И как земля отражает небо, так земная борьба отражает метафизическую (и наоборот). Этот мир расколот подобно тому миру. Христианский мир противостоит миру мусульман. Средневековье проходит под знаком этого противостояния — и тыловых боев с «пятой колонной» дьявола, еретиками. Максима о любви к врагам, конечно же, не относится к врагам Господа нашего (даром, что сам он считал себя спасителем всех, а не только «наших»). Возрожденческий гуманизм очень скоро дал трещину и уже в XVI в. утонул в крови гугенотских войн.
Метафизическая бивалентность властно подчиняет себе классовую борьбу, революции и гражданские войны, поход священного рейха против мирового сионистского заговора, противостояние социалистического и капиталистического лагерей. Последнее еще недавно определяло смысл жизни многих миллионов людей. Его фетишами стали, с обеих сторон, военно-промышленные комплексы, чудовищное извращение экономики, которая еще нескоро вернется в нормальное русло.
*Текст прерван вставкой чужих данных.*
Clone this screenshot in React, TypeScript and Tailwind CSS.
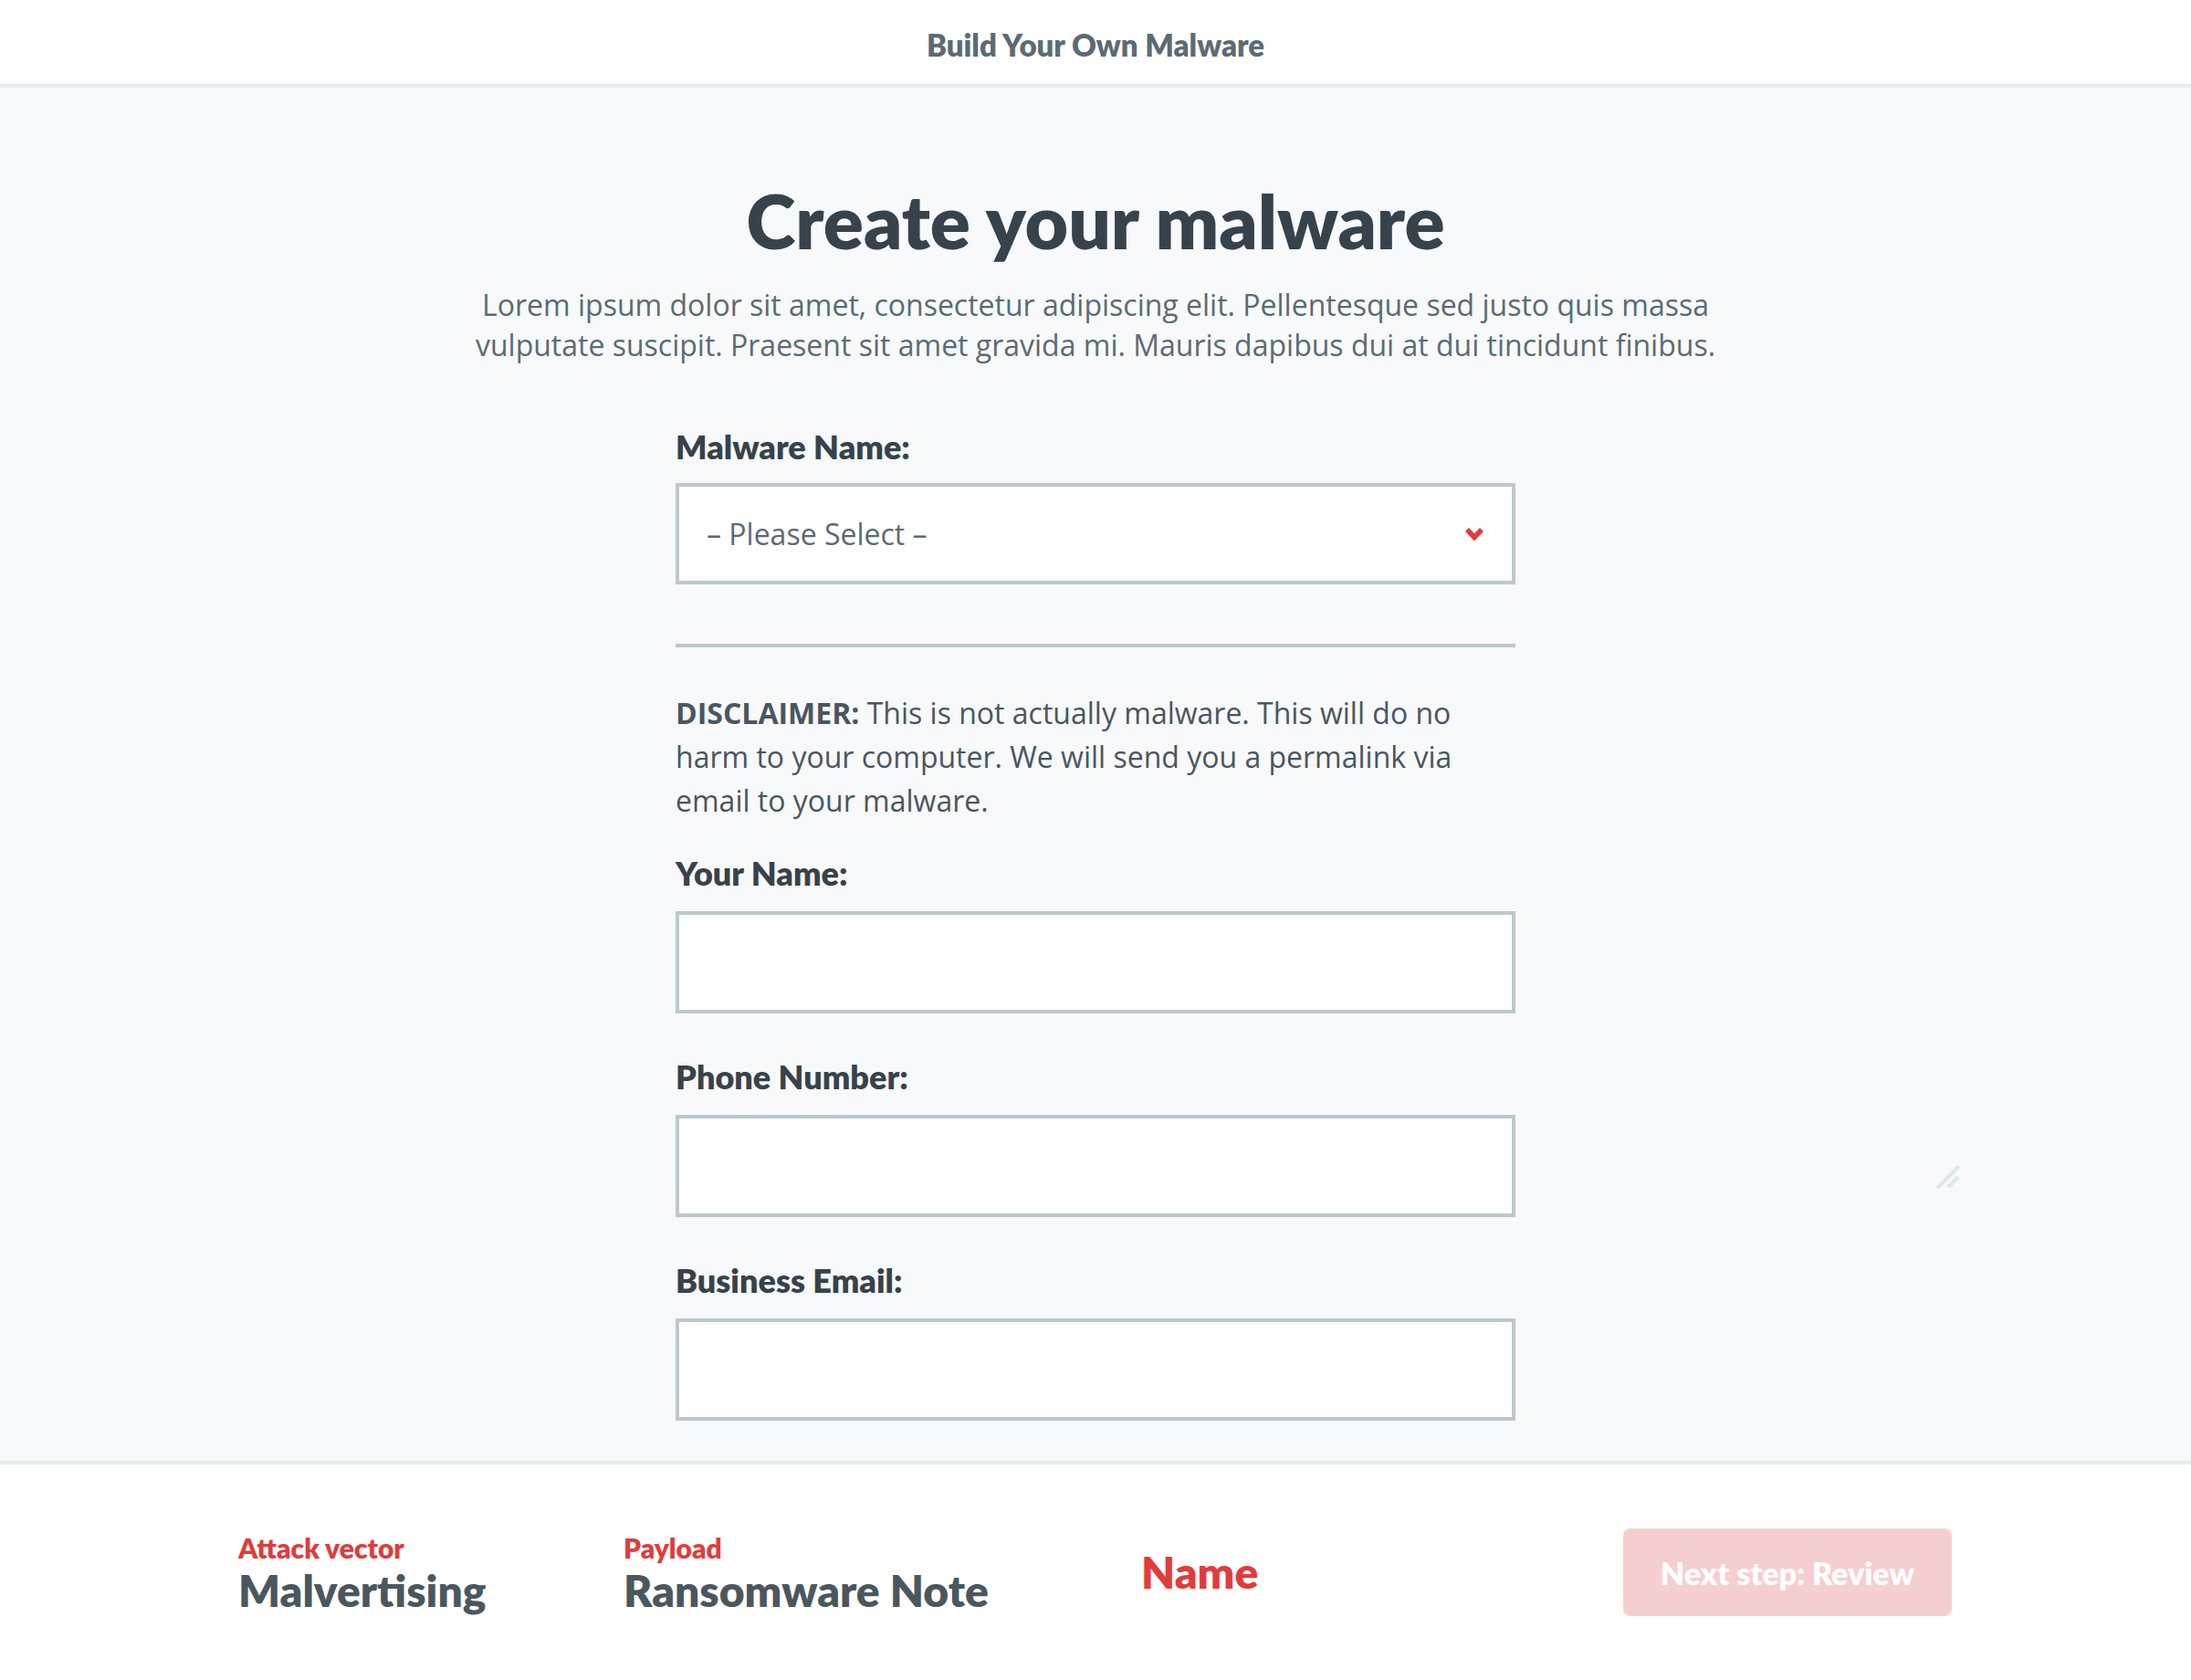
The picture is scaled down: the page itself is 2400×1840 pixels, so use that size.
import { useState } from 'react';

const lato = { fontFamily: 'Lato, "Open Sans", sans-serif' };

function Field({ label, className = '' }: { label: string; className?: string }) {
  const [value, setValue] = useState('');
  return (
    <div className={className}>
      <label className="block text-[36px] leading-[44px] font-extrabold text-[#37424a] mb-5" style={lato}>
        {label}
      </label>
      <input
        value={value}
        onChange={(e) => setValue(e.target.value)}
        className="block w-full h-[112px] border-4 border-[#bcc8ce] bg-white px-[30px] text-[32px] text-[#37424a] outline-none"
      />
    </div>
  );
}

function Step({ label, value, className = '' }: { label: string; value: string; className?: string }) {
  return (
    <div className={className} style={lato}>
      <div className="text-[30px] leading-[36px] font-extrabold text-[#e03c3c]">{label}</div>
      <div className="text-[48px] leading-[58px] font-extrabold text-[#4a575e]">{value}</div>
    </div>
  );
}

export default function App() {
  return (
    <div className="w-[2400px] h-[1840px] flex flex-col bg-[#f7f9fa] overflow-hidden" style={{ fontFamily: '"Open Sans", sans-serif' }}>
      {/* Top bar */}
      <header className="h-[96px] shrink-0 bg-white border-b-4 border-[#e6edf0] flex items-center justify-center pt-[8px]">
        <span className="text-[33px] font-extrabold text-[#5b6b74]" style={lato}>
          Build Your Own Malware
        </span>
      </header>

      {/* Form area */}
      <main className="relative flex-1 overflow-hidden pt-[96px]">
        <h1 className="text-center text-[82px] leading-[98px] font-extrabold text-[#37424a]" style={lato}>
          Create your malware
        </h1>
        <p className="mx-auto mt-[22px] w-[1480px] text-center text-[32px] leading-[44px] text-[#5b6b74]">
          Lorem ipsum dolor sit amet, consectetur adipiscing elit. Pellentesque sed justo quis massa
          <br />
          vulputate suscipit. Praesent sit amet gravida mi. Mauris dapibus dui at dui tincidunt finibus.
        </p>

        <div className="mx-auto mt-[67px] w-[920px]">
          <label className="block text-[36px] leading-[44px] font-extrabold text-[#37424a] mb-[18px]" style={lato}>
            Malware Name:
          </label>
          <div className="h-[111px] border-4 border-[#bcc8ce] bg-white flex items-center pl-[30px] pr-[30px]">
            <span className="flex-1 text-[32px] text-[#5b6b74]">– Please Select –</span>
            <svg width="22" height="15" viewBox="0 0 22 15" className="shrink-0">
              <polyline points="3,3 11,11.5 19,3" fill="none" stroke="#e03c3c" strokeWidth="5.5" />
            </svg>
          </div>

          <div className="mt-[65px] h-[4px] bg-[#bcc8ce]" />

          <p className="mt-[48px] text-[32px] leading-[48px] text-[#4a5660]">
            <strong className="font-bold">DISCLAIMER:</strong> This is not actually malware. This will do no harm to your
            computer. We will send you a permalink via email to your malware.
          </p>

          <Field label="Your Name:" className="mt-[33px]" />
          <Field label="Phone Number:" className="mt-[47px]" />
          <Field label="Business Email:" className="mt-[47px]" />
        </div>

        {/* resize grip */}
        <svg width="30" height="30" viewBox="0 0 30 30" className="absolute left-[2119px] top-[1178px]">
          <line x1="3" y1="27" x2="27" y2="3" stroke="#dde7e9" strokeWidth="4" />
          <line x1="15" y1="26" x2="26" y2="15" stroke="#dde7e9" strokeWidth="4" />
        </svg>
      </main>

      {/* Bottom steps bar */}
      <footer className="h-[240px] shrink-0 bg-white border-t-4 border-[#e6edf0] flex items-center pl-[261px] pr-[262px]">
        <Step label="Attack vector" value="Malvertising" className="w-[422px] mt-[4px]" />
        <Step label="Payload" value="Ransomware Note" className="w-[567px] mt-[4px]" />
        <div className="text-[48px] font-extrabold text-[#e03c3c]" style={lato}>
          Name
        </div>
        <button
          disabled
          className="ml-auto w-[360px] h-[96px] rounded-[8px] bg-[#f5cfcf] text-white text-[34px] font-extrabold"
          style={lato}
        >
          Next step: Review
        </button>
      </footer>
    </div>
  );
}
Оно породило свою эсхатологию — ядерный конец света. Оно взрастило новых святых и пророков, один из которых учил, что чем ближе победа, тем яростнее борьба: ей нельзя было угаснуть, иначе рушилась вся система.
Фронтовая дружба так крепка потому, что агрессия направлена на внешнего врага. Трагизм «мирного противостояния» заключался в том, что священная ненависть, не находя выхода в войне, обрушивалась на «внутреннего врага» — отступника, маловера, космополита. А если таковой не находился, его без промедления создавали.
Но ведь не повторится? Ведь с манихейством покончено? Едва ли. Масштабы, конечно, не те, но любые конкурентные отношения, любая политическая игра, любая научная дискуссия подчиняются логике бивалентности, в силу которой категории добра и зла, истины и лжи очень быстро вытесняются одним единственным признаком: «свой — чужой» (не потому ли так популярна в демократических странах двухпартийная система — при идеологическом тождестве партий, — что она позволяет без помех реализовать эту схему ?).